India laps up insider accounts as political memoirs do roaring business

Memoirs that spill the beans on India political leaders have seen brisk sales as more reveal behind-the-scene goings on. -PHOTO: AFP
Memoirs that spill the beans on India political leaders have seen brisk sales as more reveal behind-the-scene goings on. -PHOTO: AFP

NEW DELHI - When Dr Sanjaya Baru, who served as media adviser to premier Manmohan Singh in the first term of the previous Congress government, penned his tell-all memoir The Accidental Prime Minister, he didn't quite expect the sharp backlash that followed.

He was called a "betrayer" and "backstabber" by Congress party leaders even as a debate broke out about the ethics of it all.

Through it all, sales of his book climbed, with over 85,000 copies sold in six months after coming out in mid-April.

In India, publishers consider any English language book that sells above 40,000 a bestseller as the average sale is 5,000 copies. The exceptions are a few writers like Chetan Bhagat who sell over a million copies per title. English books have limited readership in a country where only an estimated 350 million of the 1.2 billion population speak and read English.

"I never expected this kind of reaction... We have had this traditional problem in India that most people who leave government continue to hanker for jobs (in government) so they don't want to talk," Dr Baru, 60, a former journalist, told The Straits Times.

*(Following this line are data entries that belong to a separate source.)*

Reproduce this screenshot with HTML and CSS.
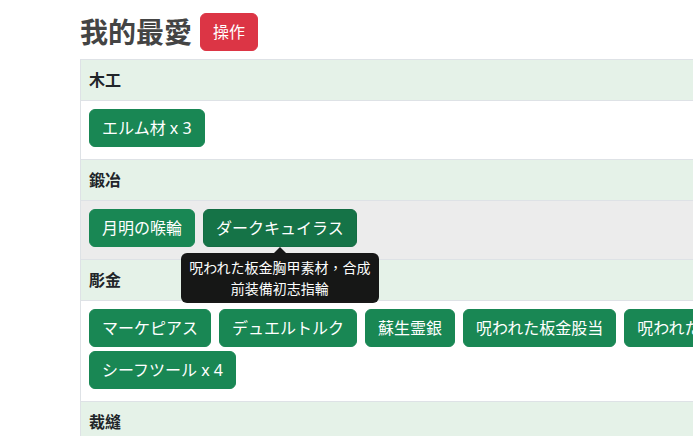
FILE: index.html
```html
<!DOCTYPE html>
<html lang="zh-Hant">
<head>
<meta charset="utf-8">
<title>我的最愛</title>
<link rel="stylesheet" href="styles.css">
</head>
<body>
<div class="page">
  <div class="title-row">
    <h3 class="title">我的最愛</h3>
    <button class="btn btn-danger">操作</button>
  </div>
  <div class="fav-table">
    <div class="row head">木工</div>
    <div class="row body">
      <span class="btn btn-success">エルム材 x 3</span>
    </div>
    <div class="row head">鍛冶</div>
    <div class="row body hover">
      <span class="btn btn-success">月明の喉輪</span>
      <span class="tip-anchor">
        <span class="btn btn-success active">ダークキュイラス</span>
        <span class="tooltip"><span class="tooltip-arrow"></span><span class="tooltip-inner">呪われた板金胸甲素材，合成前装備初志指輪</span></span>
      </span>
    </div>
    <div class="row head">彫金</div>
    <div class="row body">
      <span class="btn btn-success">マーケピアス</span>
      <span class="btn btn-success">デュエルトルク</span>
      <span class="btn btn-success">蘇生霊銀</span>
      <span class="btn btn-success">呪われた板金股当</span>
      <span class="btn btn-success">呪われた板金胸甲</span>
      <span class="btn btn-success">シーフツール x 4</span>
    </div>
    <div class="row head">裁縫</div>
  </div>
</div>
</body>
</html>
```
FILE: styles.css
```css
html, body {
  margin: 0;
  padding: 0;
  overflow: hidden;
  background: #fff;
}
body {
  font-family: "Noto Sans", "Noto Sans CJK TC", "Noto Sans CJK JP", sans-serif;
  font-size: 16px;
  line-height: 1.5;
  color: #212529;
}
.page {
  padding: 13px 0 0 80px;
  width: 900px;
}
.title-row {
  display: flex;
  align-items: center;
  gap: 8px;
  margin-bottom: 8px;
}
.title {
  margin: 0;
  font-size: 28px;
  font-weight: 700;
  line-height: 38px;
  color: #444;
}
.btn {
  display: inline-block;
  box-sizing: border-box;
  font-family: inherit;
  font-size: 16px;
  line-height: 24px;
  padding: 6px 12px;
  border: 1px solid transparent;
  border-radius: 6px;
  color: #fff;
  white-space: nowrap;
  cursor: pointer;
}
.btn-danger {
  background: #dc3545;
  border-color: #dc3545;
}
.btn-success {
  background: #198754;
  border-color: #198754;
}
.btn-success.active {
  background: #157347;
  border-color: #146c43;
}
.fav-table {
  width: 800px;
  border-top: 1px solid #dee2e6;
  border-left: 1px solid #dee2e6;
}
.row {
  border-bottom: 1px solid #dee2e6;
  padding: 8px;
}
.row.head {
  background: #e5f2e8;
  font-weight: 700;
  line-height: 24px;
}
.row.body {
  display: flex;
  flex-wrap: wrap;
}
.row.body > .btn,
.row.body > .tip-anchor {
  margin: 0 8px 4px 0;
}
.row.hover {
  background: #ececec;
}
.tip-anchor {
  position: relative;
  display: inline-block;
}
.tooltip {
  position: absolute;
  top: 100%;
  left: 50%;
  transform: translateX(-50%);
  padding-top: 6px;
  width: 198px;
  opacity: 0.9;
  z-index: 10;
}
.tooltip-arrow {
  position: absolute;
  top: 0;
  left: 50%;
  margin-left: -6px;
  width: 0;
  height: 0;
  border-left: 6px solid transparent;
  border-right: 6px solid transparent;
  border-bottom: 6px solid #000;
}
.tooltip-inner {
  display: block;
  background: #000;
  color: #fff;
  font-size: 14px;
  line-height: 21px;
  padding: 4px 8px;
  border-radius: 6px;
  text-align: center;
  font-weight: 400;
}
```
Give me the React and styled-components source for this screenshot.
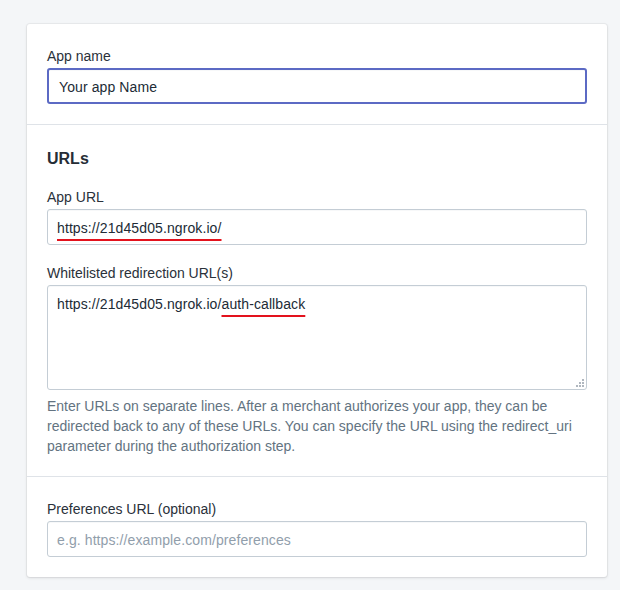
import React from 'react';
import styled, { createGlobalStyle } from 'styled-components';

const GlobalStyle = createGlobalStyle`
  html, body {
    margin: 0;
    padding: 0;
    background: #f4f6f8;
    font-family: "Liberation Sans", "Noto Sans", sans-serif;
    color: #212b36;
  }
`;

const Page = styled.div`
  padding: 24px 13px 14px 27px;
`;

const Card = styled.div`
  background: #fff;
  border-radius: 3px;
  box-shadow: 0 0 0 1px rgba(63, 63, 68, 0.05), 0 1px 3px 0 rgba(63, 63, 68, 0.15);
`;

const Section = styled.div`
  padding: 20px;
  display: flex;
  flex-direction: column;
  gap: 16px;

  & + & {
    border-top: 1px solid #dfe3e8;
  }
`;

const Heading = styled.h2`
  margin: 0;
  padding-top: 2px;
  height: 22px;
  font-size: 16px;
  line-height: 24px;
  font-weight: 600;
  color: #262d36;
`;

const Field = styled.div`
  display: flex;
  flex-direction: column;
`;

const Label = styled.label`
  font-size: 14px;
  line-height: 20px;
  padding-top: 2px;
  margin-bottom: 2px;
  color: #2a313a;
`;

const Box = styled.div`
  position: relative;
  box-sizing: border-box;
  min-height: ${(p) => (p.$multiline ? '105px' : '36px')};
  padding: ${(p) => (p.$focused ? '8px 10px 6px' : '9px 9px 7px')};
  border: ${(p) => (p.$focused ? '2px solid #5c6ac4' : '1px solid #c4cdd5')};
  border-radius: 3px;
  background: #fff;
  box-shadow: inset 0 1px 0 0 rgba(99, 115, 129, 0.05);
  font-size: 14px;
  line-height: 18px;
  letter-spacing: 0.1px;
  color: ${(p) => (p.$placeholder ? '#919eab' : '#212b36')};
`;

const Mark = styled.span`
  text-decoration: underline;
  text-decoration-color: #e3121d;
  text-decoration-thickness: 2px;
  text-underline-offset: 6px;
`;

const Grip = styled.svg`
  position: absolute;
  right: 2px;
  bottom: 2px;
`;

const Help = styled.p`
  margin: 6px 0 0;
  font-size: 14px;
  line-height: 20px;
  color: #637381;
`;

function ResizeGrip() {
  return (
    <Grip width="8" height="8" viewBox="0 0 8 8">
      <g fill="#b0b7bf">
        <rect x="6" y="0" width="2" height="2" />
        <rect x="3" y="3" width="2" height="2" />
        <rect x="6" y="3" width="2" height="2" />
        <rect x="0" y="6" width="2" height="2" />
        <rect x="3" y="6" width="2" height="2" />
        <rect x="6" y="6" width="2" height="2" />
      </g>
    </Grip>
  );
}

export default function App() {
  return (
    <>
      <GlobalStyle />
      <Page>
        <Card>
          <Section>
            <Field>
              <Label>App name</Label>
              <Box $focused>Your app Name</Box>
            </Field>
          </Section>

          <Section>
            <Heading>URLs</Heading>
            <Field>
              <Label>App URL</Label>
              <Box>
                <Mark>https://21d45d05.ngrok.io/</Mark>
              </Box>
            </Field>
            <Field>
              <Label>Whitelisted redirection URL(s)</Label>
              <Box $multiline>
                https://21d45d05.ngrok.io/<Mark>auth-callback</Mark>
                <ResizeGrip />
              </Box>
              <Help>
                Enter URLs on separate lines. After a merchant authorizes your app, they can be
                redirected back to any of these URLs. You can specify the URL using the redirect_uri
                parameter during the authorization step.
              </Help>
            </Field>
          </Section>

          <Section>
            <Field>
              <Label>Preferences URL (optional)</Label>
              <Box $placeholder>e.g. https://example.com/preferences</Box>
            </Field>
          </Section>
        </Card>
      </Page>
    </>
  );
}
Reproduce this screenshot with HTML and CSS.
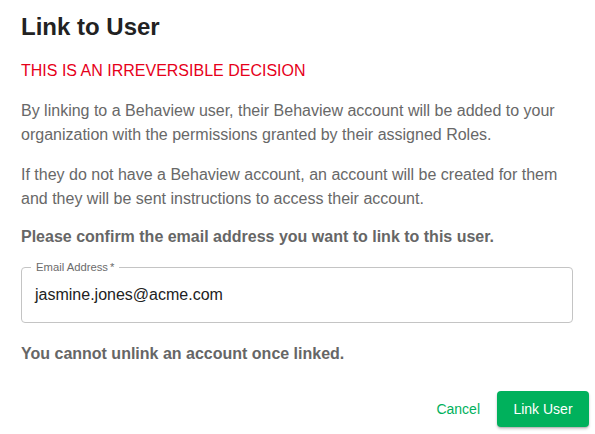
FILE: index.html
```html
<!DOCTYPE html>
<html lang="en">
<head>
<meta charset="utf-8">
<title>Link to User</title>
<link rel="stylesheet" href="styles.css">
</head>
<body>
<div class="dialog">
  <h1 class="title">Link to User</h1>
  <p class="warning">THIS IS AN IRREVERSIBLE DECISION</p>
  <p class="text">By linking to a Behaview user, their Behaview account will be added to your organization with the permissions granted by their assigned Roles.</p>
  <p class="text">If they do not have a Behaview account, an account will be created for them and they will be sent instructions to access their account.</p>
  <p class="strong confirm">Please confirm the email address you want to link to this user.</p>
  <div class="field">
    <span class="field-label">Email Address<span class="req">*</span></span>
    <div class="field-value">jasmine.jones@acme.com</div>
  </div>
  <p class="strong note">You cannot unlink an account once linked.</p>
  <div class="actions">
    <button class="btn btn-text">Cancel</button>
    <button class="btn btn-primary">Link User</button>
  </div>
</div>
</body>
</html>
```
FILE: styles.css
```css
* { box-sizing: border-box; }
html, body { margin: 0; padding: 0; background: #fff; }
body {
  font-family: "Liberation Sans", Arial, Helvetica, sans-serif;
  color: #222;
  width: 595px;
  height: 434px;
  overflow: hidden;
}
.dialog {
  padding: 11px 22px 0 21px;
}
.title {
  margin: 0;
  font-size: 24px;
  line-height: 32px;
  font-weight: 700;
  color: #222;
}
.warning {
  margin: 16px 0 0;
  font-size: 16px;
  line-height: 24px;
  color: #e6001a;
}
.text {
  margin: 16px 0 0;
  font-size: 16px;
  line-height: 24px;
  color: #686868;
}
.strong {
  font-size: 16px;
  line-height: 24px;
  font-weight: 700;
  color: #666;
}
.confirm { margin: 14px 0 0; }
.field {
  position: relative;
  margin-top: 18px;
  height: 56px;
  border: 1px solid #c4c4c4;
  border-radius: 4px;
  display: flex;
  align-items: center;
  padding: 0 13px;
}
.field-label {
  position: absolute;
  left: 9px;
  top: -8px;
  padding: 0 5px;
  background: #fff;
  font-size: 11.25px;
  line-height: 14px;
  color: #6b6b6b;
}
.req { margin-left: 2px; }
.field-value {
  font-size: 16px;
  line-height: 24px;
  color: #222;
}
.note { margin: 19px 0 0; }
.actions {
  display: flex;
  justify-content: flex-end;
  align-items: center;
  gap: 9px;
  margin-top: 25px;
  margin-right: -16px;
}
.btn {
  font-family: "Liberation Sans", Arial, Helvetica, sans-serif;
  font-size: 14px;
  height: 36px;
  border: 0;
  border-radius: 4px;
  cursor: pointer;
}
.btn-text {
  background: transparent;
  color: #00b15c;
  padding: 0 8px;
}
.btn-primary {
  background: #00b15c;
  color: #fff;
  padding: 0 16px;
  width: 92px;
  box-shadow: 0 2px 3px rgba(0,0,0,0.2), 0 1px 1px rgba(0,0,0,0.12);
}
```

"Suddenly they (publishers) discovered a market for books like this." Four other recent political memoirs have also sold tens of thousands of copies.

In his book, Dr Baru reproduces some of the conversations he had with Dr Singh when he was the premier's adviser from 2004 to 2008. The book includes behind-the-scenes accounts of how India's top leader came close to quitting over his party's bid to torpedo the India-United States civilian nuclear deal, which was eventually signed in 2008.

Dr Baru, a former visiting professor at the Lee Kuan Yew School of Public Policy and the Institute of South Asian Studies of the National University of Singapore, also revealed what many Indians had suspected - that Congress chief Sonia Gandhi got regular briefings on government matters from an official in the Prime Minister's Office.

Political memoirs may have been around in India for some time, but it was considered bad form to reveal behind-the-scene goings on or criticise political leaders, and most earlier such accounts were reverential towards their subject.

But four authors have stirred the pot recently with their accounts of the Congress rule, which towards the end was marred by corruption, slowing growth and absence of leadership that led to the party's loss of the May general election.

"They (political memoirs) have come of age in India," said Mr Gurcharan Das, an author and columnist.

"These books are lot more entertaining. There is an element of voyeurism because we love gossip and stories. These books confirm if gossip heard were correct."

Former Congress leader Natwar Singh, who was forced to quit as external affairs minister in 2004 over links to the United Nations oil-for-food scandal related to illicit sale of Iraqi oil, sent the Congress party into a tizzy with his book One Life is Not Enough, released in August.

In it he revealed how Congress leader Rahul Gandhi had persuaded his mother Sonia against taking the Prime Minister's post fearing she would be killed like his father Rajiv and grandmother Indira, who both were assassinated while in office as premier.

This demolished Mrs Gandhi's own account that she listened to her "inner voice".

Former bureaucrat Vinod Rai, 66, who was the Comptroller and Auditor General of India from 2008 to 2013, wrote in The Diary of the Nation's Conscience Keeper - Not Just an Accountant, that Dr Singh knew all about the corruption scams in the government. These included the sale of spectrum 2G licences at throwaway prices to a select few.

"Baru's book nudged the door open. There is clearly a demand," said Mr Singh, who in the past had written a number of books including about his life as a diplomat, all of which did not sell more than 5,000 each.

His latest has sold upwards of 70,000 copies in hardback while Mr Rai's book, released in the middle of September, has almost sold out its first run of 50,000 copies, according to its publishers.

Sales have also been pushed by the controversies surrounding each of these books. For instance, Mrs Sonia Gandhi has publicly expressed her unhappiness with Mr Singh's book.

Publishers see the new form of political memoirs as a good trend.

"We have never had a culture of writing or recording memoirs. People in position of power never felt the need or said they couldn't write what they wanted to write. In recent times political circumstances have changed, allowing them to do so. It is a welcome change," said Ms Priya Kapoor, editorial director at Roli Books, a publishing house.

Many more are expected.

"Yes, we do see this trend carrying over, with at least a couple of more books from prominent politicians, or ex-bureaucrats writing their stories," said Mr Ananth Padmanabhan, senior vice-president (sales), Penguin Books India, Mr Baru's publisher.